OCIE observed advisers that incorrectly valued certain assets in clients’ accounts resulting in overbilled advisory fees. These issues included using a different metric or different process than specified in the advisory agreement. For example, an adviser might have used an asset’s original cost rather than fair market value or an adviser might have used the market value of assets in an account at the end of a billing cycle instead of using the average daily balance over the entire billing cycle.

Billing Fees in Advance or with Improper Frequency

OCIE observed issues with the timing and frequency of billing advisory fees. For example, this could include billing fees monthly when an advisory agreement or Form ADV provided for quarterly billing, billing fees in advance when an agreement provides for billing in arrears, or failing to pro-rate fees for new clients or reimburse clients who terminate services mid-cycle contrary to agreements or Form ADV disclosures.

Applying Incorrect Fee Rate

OCIE found cases where advisers applied an incorrect fee rate when calculating the advisory fees charged to certain clients or double-billed a client. OCIE also found cases where an adviser charged performance fees based on capital gains to non‑qualified clients in violation of Advisers Act Section 205(a)(1) and Rule 205-3.

Omitting Rebates and Applying Discounts Incorrectly

OCIE observed advisers that did not apply discounts or rebates as specified in advisory agreements or Form ADV disclosure. These instances included not aggregating accounts for members of the same household when agreements or Form ADV provided for breakpoint aggregation, not reducing fees at stated breakpoints and charging additional fees (e.g., brokerage fees) when a client was in a wrap fee program and transactions qualified for a bundled fee.

Disclosure Issues Involving Advisory Fees

OCIE noted various issues relating to disclosure of fees or billing practices. OCIE noted cases where an adviser’s actual practices were inconsistent with Form ADV disclosure, such as charging certain clients fees in excess of a maximum rate stated in Form ADV. OCIE also found cases where advisers did not disclose additional fees or markups collected by the adviser. These cases included failure to disclosure that an adviser collected expenses from a client for third-party execution and clearing services that exceeded the actual fee charged for those services by the outside clearing broker or that an adviser earned additional compensation on certain asset purchases for client accounts or that they had fee sharing arrangements with affiliates.

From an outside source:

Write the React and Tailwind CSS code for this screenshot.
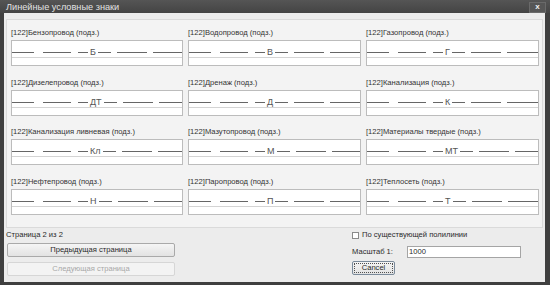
import React from 'react'

const ITEMS = [
  { name: 'Бензопровод', code: 'Б' },
  { name: 'Водопровод', code: 'В' },
  { name: 'Газопровод', code: 'Г' },
  { name: 'Дизелепровод', code: 'ДТ' },
  { name: 'Дренаж', code: 'Д' },
  { name: 'Канализация', code: 'К' },
  { name: 'Канализация ливневая', code: 'Кл' },
  { name: 'Мазутопровод', code: 'М' },
  { name: 'Материалы твердые', code: 'МТ' },
  { name: 'Нефтепровод', code: 'Н' },
  { name: 'Паропровод', code: 'П' },
  { name: 'Теплосеть', code: 'Т' },
]

function Dash({ w }) {
  return <span className={`h-px bg-[#666666] shrink-0 ${w}`} />
}

function LineCell({ name, code }) {
  return (
    <div className="flex flex-col h-[38px]">
      <div className="h-[10px] leading-[10px] text-[7.6px] text-[#333333] whitespace-nowrap">
        [122]{name} (подз.)
      </div>
      <div className="mt-[2px] h-[26px] border border-[#bcbcbc] bg-white flex flex-col">
        <div className="h-[17px] border-b border-[#d4d4d4] flex items-end">
          <div className="flex items-center w-full h-[9px]">
            <Dash w="w-[22px]" />
            <span className="w-[9px] shrink-0" />
            <Dash w="w-[28px]" />
            <span className="w-[7px] shrink-0" />
            <Dash w="w-[10px]" />
            <span className="text-[9px] leading-[9px] text-[#555555] px-[2px]">{code}</span>
            <Dash w="w-[13px]" />
            <span className="w-[6px] shrink-0" />
            <Dash w="w-[30px]" />
            <span className="w-[6px] shrink-0" />
            <span className="h-px bg-[#666666] flex-1" />
          </div>
        </div>
      </div>
    </div>
  )
}

export default function App() {
  return (
    <div
      className="w-[550px] h-[285px] bg-[#3f3f3f] flex flex-col overflow-hidden"
      style={{ fontFamily: '"Liberation Sans", Arial, sans-serif' }}
    >
      {/* Title bar */}
      <div className="h-[13px] flex items-center justify-between pl-[6px] pr-[4px] bg-gradient-to-b from-[#555555] to-[#444444]">
        <span className="text-[9.2px] leading-[12px] text-[#e2e2e2]">Линейные условные знаки</span>
        <button className="w-[17px] h-[11px] mt-[1px] bg-[#565656] border border-[#6a6a6a] flex items-center justify-center text-[8px] font-bold leading-none text-[#f0f0f0]">
          x
        </button>
      </div>

      {/* Body */}
      <div className="flex-1 ml-[4px] mr-[5px] mb-[3px] bg-[#ececec] flex flex-col">
        <div className="mt-[6px] ml-[2px] mr-[2px] h-[209px] border border-[#dadada] bg-[#f3f3f3] pt-[8px] pl-[4px] pr-[3px]">
          <div className="grid grid-cols-[172px_173px_173px] gap-x-[5px] gap-y-[11.6px]">
            {ITEMS.map(it => (
              <LineCell key={it.name} {...it} />
            ))}
          </div>
        </div>

        {/* Bottom controls */}
        <div className="flex mt-[2px]">
          <div className="ml-[2px] w-[169px] flex flex-col">
            <span className="text-[7.6px] leading-[10px] text-[#2a2a2a]">Страница 2 из 2</span>
            <button className="mt-[3px] ml-px h-[14px] rounded-[2px] border border-[#a9a9a9] bg-gradient-to-b from-[#f5f5f5] to-[#e2e2e2] text-[7.6px] text-[#2a2a2a] leading-none">
              Предыдущая страница
            </button>
            <button className="mt-[5px] ml-px h-[14px] rounded-[2px] border border-[#d6d6d6] bg-[#f3f3f3] text-[7.6px] text-[#a8a8a8] leading-none">
              Следующая страница
            </button>
          </div>

          <div className="ml-[177px] flex flex-col">
            <label className="flex items-center gap-[3px] h-[10px]">
              <span className="w-[7px] h-[7px] border border-[#8a8a8a] bg-white" />
              <span className="text-[7.6px] text-[#2a2a2a] leading-none">По существующей полилинии</span>
            </label>
            <div className="flex items-center mt-[6px]">
              <span className="w-[55px] text-[7.6px] text-[#2a2a2a] leading-none">Масштаб 1:</span>
              <div className="w-[114px] h-[12px] border border-[#a5a5a5] bg-white text-[7.6px] leading-[10px] pl-px text-[#2a2a2a]">
                1000
              </div>
            </div>
            <button className="mt-[3px] w-[43px] h-[14px] rounded-[2px] border border-[#7a8a9a] bg-gradient-to-b from-[#f5f5f5] to-[#e2e2e2] p-[1px]">
              <span className="flex items-center justify-center w-full h-full border border-dotted border-[#505050] text-[7.6px] text-[#2a2a2a] leading-none">
                Cancel
              </span>
            </button>
          </div>
        </div>
      </div>
    </div>
  )
}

Adviser Expense Misallocations

OCIE observed advisers to private and registered funds that misallocated expenses of the funds, including allocating distribution and marketing expenses, regulatory filing fees and travel expenses to the clients instead of the adviser, in contravention of advisory agreements, related agreements or other disclosures.

What To Do Now

Advisers should review their advisory fee and expense compliance policies and procedures, as well as actual practices, in light of the Risk Alert to ensure that all billing practices are consistent with all client agreements and disclosures to clients as well as regulatory and fiduciary obligations.